Use of the community swimming pool and clubhouse by you and your guests will be outlined in the HOA rules. The hours or use of the facility will be determined, the minimum age for children using the pool will be set, and you can pretty much figure that you won’t be allowed to blast music or drink out of anything made of glass. In addition, you may need to reserve and pay an additional fee for the clubhouse if you are hosting more than a certain number of guests. You will likely see regulations about reserving pool chairs, playing games in the pool and whether you are permitted to take food.

You may be paying for the pool maintenance as part of your HOA dues, but it won’t be the same as having your own backyard pool where you can skinny-dip at midnight in the privacy of your fenced yard.

4. You may find you can’t paint your house a different color.

Some CC&Rs stipulate what colors you may paint your house or even your front door and window trim. The idea is that the HOA wants to ensure the neighborhood looks well maintained and harmonious, and having a purple house that stands out might be considered jarring.

Still, some associations go overboard and may try to enforce rules with the enthusiasm of a Marine drill sergeant.
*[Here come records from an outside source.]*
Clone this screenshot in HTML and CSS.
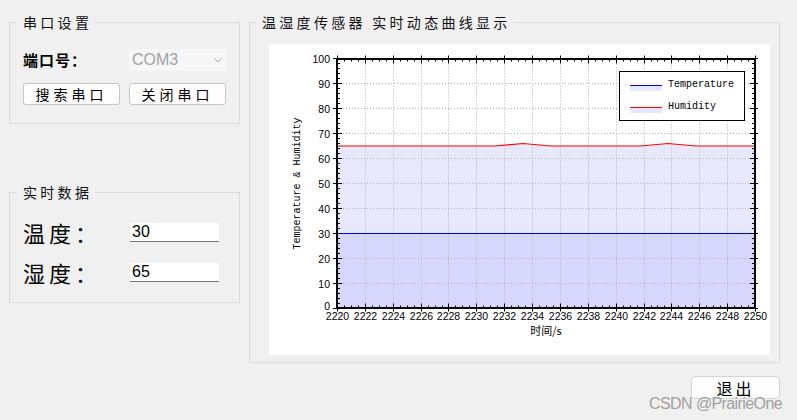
FILE: index.html
```html
<!DOCTYPE html>
<html lang="zh-CN">
<head>
    <meta charset="UTF-8">
    <meta name="viewport" content="width=device-width, initial-scale=1.0">
    <title>温湿度传感器</title>
    <link rel="stylesheet" href="styles.css">
</head>
<body>
    <div class="window">
        <div class="side">
            <fieldset class="group serial-group">
                <legend>串口设置</legend>
                <div class="serial-grid">
                    <span class="port-label">端口号：</span>
                    <div class="combo">
                        <span>COM3</span>
                        <svg class="chevron" width="8" height="5" viewBox="0 0 8 5"><polyline points="0.5,0.5 4,4 7.5,0.5" fill="none" stroke="#a6a6a6"/></svg>
                    </div>
                    <button class="btn">搜索串口</button>
                    <button class="btn">关闭串口</button>
                </div>
            </fieldset>
            <fieldset class="group data-group">
                <legend>实时数据</legend>
                <div class="data-grid">
                    <span class="data-label">温度：</span>
                    <input class="value-box" type="text" value="30">
                    <span class="data-label">湿度：</span>
                    <input class="value-box" type="text" value="65">
                </div>
            </fieldset>
        </div>
        <div class="main">
            <fieldset class="group chart-group">
                <legend>温湿度传感器 实时动态曲线显示</legend>
                <div class="chart-box">
                    <svg id="chart" width="501" height="311" viewBox="0 0 501 311"></svg>
                </div>
            </fieldset>
            <button class="btn exit-btn">退出</button>
        </div>
    </div>
    <div class="watermark">CSDN @PrairieOne</div>

    <script>
        const svg = document.getElementById('chart');
        const NS = 'http://www.w3.org/2000/svg';

        // plot area inside the white box
        const L = 68, R = 486, T = 14.5, B = 264.5;
        const X0 = 2220, X1 = 2250;
        const sx = v => L + (v - X0) * (R - L) / (X1 - X0);
        const sy = v => B - v * (B - T) / 100;

        function add(tag, attrs, parent) {
            const el = document.createElementNS(NS, tag);
            for (const k in attrs) el.setAttribute(k, attrs[k]);
            (parent || svg).appendChild(el);
            return el;
        }

        const humidity = [[2220, 65], [2231.35, 65], [2233.35, 66], [2235.35, 65],
                          [2241.76, 65], [2243.76, 66], [2245.76, 65], [2250, 65]];
        const temperature = [[2220, 30], [2250, 30]];

        function pts(data) {
            return data.map(p => sx(p[0]).toFixed(2) + ',' + sy(p[1]).toFixed(2)).join(' ');
        }
        function area(data) {
            return pts(data) + ' ' + R + ',' + B + ' ' + L + ',' + B;
        }

        // filled areas
        add('polygon', { points: area(humidity), fill: '#e8e8fd' });
        add('polygon', { points: area(temperature), fill: '#d7d7fd' });

        // dotted grid
        for (let v = 10; v < 100; v += 10) {
            add('line', { x1: L, x2: R, y1: sy(v), y2: sy(v), class: 'grid' });
        }
        for (let v = X0 + 2; v < X1; v += 2) {
            const x = Math.round(sx(v)) + 0.5;
            add('line', { x1: x, x2: x, y1: T, y2: B, class: 'grid' });
        }

        // curves
        add('polyline', { points: pts(humidity), fill: 'none', stroke: '#ff0000', 'stroke-width': 1.2 });
        add('polyline', { points: pts(temperature), fill: 'none', stroke: '#0000e0', 'stroke-width': 1 });

        // axes box
        add('rect', { x: L, y: T + 0.5, width: R - L, height: B - T - 1, fill: 'none', stroke: '#000', 'stroke-width': 2 });

        // x ticks
        for (let i = 0; i <= 60; i++) {
            const x = Math.round(sx(X0 + i / 2)) + 0.5;
            const major = i % 4 === 0;
            add('line', { x1: x, x2: x, y1: B, y2: B - (major ? 5 : 3), class: 'tick' });
            add('line', { x1: x, x2: x, y1: T, y2: T + (major ? 5 : 3), class: 'tick' });
            if (major) {
                add('line', { x1: x, x2: x, y1: B, y2: B + 3, class: 'tick' });
                add('line', { x1: x, x2: x, y1: T, y2: T - 3, class: 'tick' });
                const t = add('text', { x: x, y: 275.5, 'text-anchor': 'middle', class: 'tick-label' });
                t.textContent = X0 + i / 2;
            }
        }

        // y ticks
        for (let v = 0; v <= 100; v += 2) {
            const y = sy(v);
            const major = v % 10 === 0;
            add('line', { x1: L, x2: L + (major ? 5 : 3), y1: y, y2: y, class: 'tick' });
            add('line', { x1: R, x2: R - (major ? 5 : 3), y1: y, y2: y, class: 'tick' });
            if (major) {
                add('line', { x1: L, x2: L - 4, y1: y, y2: y, class: 'tick' });
                add('line', { x1: R, x2: R + 3, y1: y, y2: y, class: 'tick' });
                const t = add('text', { x: 61, y: v === 0 ? y + 1 : y + 4, 'text-anchor': 'end', class: 'tick-label' });
                t.textContent = v;
            }
        }

        // axis titles
        const yt = add('text', { transform: 'translate(31,139.5) rotate(-90)', 'text-anchor': 'middle', class: 'mono-label' });
        yt.textContent = 'Temperature & Humidity';
        const xt = add('text', { x: 277, y: 291, 'text-anchor': 'middle', class: 'axis-title' });
        xt.textContent = '时间/s';

        // legend
        add('rect', { x: 350.5, y: 27.5, width: 125, height: 49, fill: '#fff', stroke: '#000' });
        const items = [['Temperature', '#0000e0', 41.5, 43], ['Humidity', '#ff0000', 63.5, 65]];
        items.forEach(it => {
            add('rect', { x: 361, y: it[2] + 0.5, width: 32, height: 5, fill: '#e6e6fd' });
            add('line', { x1: 361, x2: 393, y1: it[2], y2: it[2], stroke: it[1] });
            const t = add('text', { x: 399, y: it[3], class: 'mono-label' });
            t.textContent = it[0];
        });
    </script>
</body>
</html>
```

FILE: styles.css
```css
* {
    box-sizing: border-box;
}

body {
    margin: 0;
    width: 797px;
    height: 420px;
    overflow: hidden;
    position: relative;
    background: #f0f0f0;
    color: #000;
    font-family: "Noto Sans CJK SC", sans-serif;
}

.window {
    display: flex;
    gap: 9px;
    padding: 12px 0 0 9px;
}

.side {
    width: 231px;
    display: flex;
    flex-direction: column;
}

.main {
    width: 531px;
    display: flex;
    flex-direction: column;
}

/* group boxes */
.group {
    margin: 0;
    min-width: 0;
    border: 1px solid #d9d9d9;
}

.group legend {
    font-size: 14px;
    line-height: 20px;
    letter-spacing: 3.3px;
    padding: 0 3px 0 6px;
    color: #111;
}

.serial-group {
    padding: 17px 0 18px 7px;
}

.serial-grid {
    margin-left: 6px;
    display: grid;
    grid-template-columns: 97px 98px;
    grid-template-rows: 22px 22px;
    column-gap: 9px;
    row-gap: 12px;
    align-items: center;
}

.port-label {
    font-size: 15px;
    font-weight: bold;
    letter-spacing: 1px;
    line-height: 22px;
}

.combo {
    height: 22px;
    background: #f6f6f6;
    display: flex;
    align-items: center;
    justify-content: space-between;
    padding: 0 5px 0 3px;
    color: #a2a2a2;
    font-family: "Liberation Sans Narrow", "Liberation Sans", sans-serif;
    font-size: 16px;
}

.btn {
    width: 97px;
    height: 22px;
    padding: 0;
    background: #fdfdfd;
    border: 1px solid #c6c6c6;
    border-radius: 3px;
    color: #000;
    font-family: "Noto Sans CJK SC", sans-serif;
    font-size: 14px;
    line-height: 20px;
    letter-spacing: 4px;
}

.data-group {
    margin-top: 58px;
    padding: 18px 0 18px 7px;
}

.data-grid {
    margin-left: 6px;
    display: grid;
    grid-template-columns: 107px 89px;
    grid-template-rows: 24px 24px;
    row-gap: 16px;
    align-items: center;
}

.data-label {
    font-size: 22px;
    line-height: 24px;
    letter-spacing: 4px;
}

.value-box {
    width: 89px;
    height: 19px;
    border: 0;
    border-bottom: 1px solid #7a7a7a;
    background: #fff;
    padding: 0 2px;
    outline: none;
    color: #000;
    font-family: "Liberation Sans", sans-serif;
    font-size: 16px;
}

/* chart */
.chart-group {
    padding: 12px 9px 7px 6px;
}

.chart-box {
    margin-left: 13px;
    width: 501px;
    height: 311px;
    background: #fff;
}

#chart {
    display: block;
}

#chart .grid {
    stroke: #b0b0b0;
    stroke-width: 1;
    stroke-dasharray: 1 2;
}

#chart .tick {
    stroke: #000;
    stroke-width: 1;
}

#chart .tick-label {
    font-family: "Liberation Sans", sans-serif;
    font-size: 10.5px;
    fill: #000;
}

#chart .mono-label {
    font-family: "Liberation Mono", monospace;
    font-size: 10px;
    fill: #000;
}

#chart .axis-title {
    font-family: "Noto Sans CJK SC", sans-serif;
    font-size: 11px;
    fill: #000;
}

.exit-btn {
    align-self: flex-end;
    margin-top: 13px;
    width: 89px;
    height: 23px;
    font-size: 16px;
    letter-spacing: 3px;
    border-color: #d2d2d2;
    border-radius: 4px;
}

.watermark {
    position: absolute;
    right: 15px;
    top: 394px;
    font-family: "Liberation Sans Narrow", "Liberation Sans", sans-serif;
    font-size: 16px;
    line-height: 20px;
    letter-spacing: -0.6px;
    color: #a0a0a0;
}
```
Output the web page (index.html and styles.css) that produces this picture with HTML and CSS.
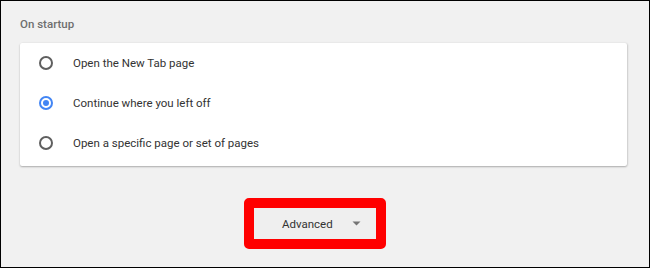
FILE: index.html
```html
<!DOCTYPE html>
<html>
<head>
<meta charset="utf-8">
<link rel="stylesheet" href="styles.css">
</head>
<body>
<div class="frame">
  <div class="title">On startup</div>
  <div class="card">
    <div class="row"><span class="radio"></span><span class="label">Open the New Tab page</span></div>
    <div class="row"><span class="radio checked"></span><span class="label">Continue where you left off</span></div>
    <div class="row"><span class="radio"></span><span class="label">Open a specific page or set of pages</span></div>
  </div>
  <div class="btnwrap">
    <div class="advanced">
      <span class="advtext">Advanced</span>
      <svg class="caret" width="9" height="5" viewBox="0 0 9 5"><path d="M0.5 0.5 L8.5 0.5 L4.5 4.5 Z" fill="#757575"/></svg>
    </div>
  </div>
</div>
</body>
</html>
```
FILE: styles.css
```css
html, body {
  margin: 0;
  padding: 0;
}
body {
  font-family: Roboto, "Liberation Sans", sans-serif;
}
.frame {
  box-sizing: border-box;
  width: 650px;
  height: 268px;
  border: 1px solid #000;
  background: #f1f1f1;
  padding: 15px 0 0 19px;
  overflow: hidden;
}
.title {
  font-size: 11.5px;
  line-height: 16px;
  font-weight: 500;
  color: #6e6e6e;
}
.card {
  margin-top: 11px;
  width: 607px;
  height: 123px;
  box-sizing: border-box;
  background: #fff;
  box-shadow: 0 1px 2px rgba(0,0,0,0.28), 1px 0 2px rgba(0,0,0,0.08);
  border-radius: 2px;
  padding-top: 0;
}
.row {
  height: 40px;
  display: flex;
  align-items: center;
  padding-left: 19px;
}
.radio {
  box-sizing: border-box;
  width: 14px;
  height: 14px;
  border: 2px solid #5f5f5f;
  border-radius: 50%;
  flex: none;
  display: flex;
  align-items: center;
  justify-content: center;
}
.radio.checked {
  border-color: #4285f4;
}
.radio.checked::after {
  content: "";
  width: 6px;
  height: 6px;
  border-radius: 50%;
  background: #4285f4;
}
.label {
  margin-left: 20px;
  font-size: 11.5px;
  color: #333;
}
.btnwrap {
  margin-top: 32px;
  padding-left: 224px;
}
.advanced {
  box-sizing: border-box;
  width: 142px;
  height: 51px;
  border: 10px solid #ff0000;
  border-radius: 5px;
  background: #efefef;
  display: flex;
  align-items: center;
  padding-left: 28px;
}
.advtext {
  font-size: 11.5px;
  color: #333;
}
.caret {
  margin-left: 19px;
}
```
The CC&Rs can stipulate what color curtains or blinds you may have if they are visible from the street. They may also prohibit you from drying laundry outside on a clothesline or erecting a basketball hoop in the driveway. Many forbid you to park your RV or boat on your property. And it’ll be a big no-no if you try to install a swing set in the yard, move your garbage cans to the curb if it isn’t the night before pickup or drag your old sofa to the sidewalk with a sign that says “free” on it. Want to have a garage sale? It’ll happen only on a day the HOA says so.

5. You could be stopped from remodeling the way you want to.

You’ll likely have to submit an application (with fee) for a variance, get your neighbors’ permission and possibly go through a formal hearing if you want to do something like add a room to your house or in any way change the home’s footprint. You won’t just need to comply with local zoning rules but also get the HOA to sign off on your plans.

Many HOAs have something to say if you just want to switch out your mailbox for something more fun. So yes, it will weigh in on your remodeling plans.

6. You might be required to fork over even more money in special circumstances.

Homeowners associations require members to pay fees for common property maintenance. The fees range — often several hundred dollars per month and over $1,000 if they include things like maintaining a golf course, a swimming pool or pools and a fitness facility. So basically, it’s like paying rent on top of a mortgage.

But that’s not all of it. If your HOA board thinks the community roads need to be repaved or the clubhouse needs a major facelift, it can call for a special assessment to be levied on all homeowners. Typically, a board can raise assessments up to 20 percent a year and levy a special assessment without a vote of the HOA members for a capital improvement.

For a first-time homeowner or one on a tight budget, an unexpected hike in the HOA fee or a large assessment can make a home unaffordable.

So what happens if you violate your HOA’s CC&Rs? It can fine you, suspend your right to use the common facilities or file a lawsuit against you. And if you fall behind in your dues and assessments, the HOA can get a lien on your home, which could lead to a foreclosure.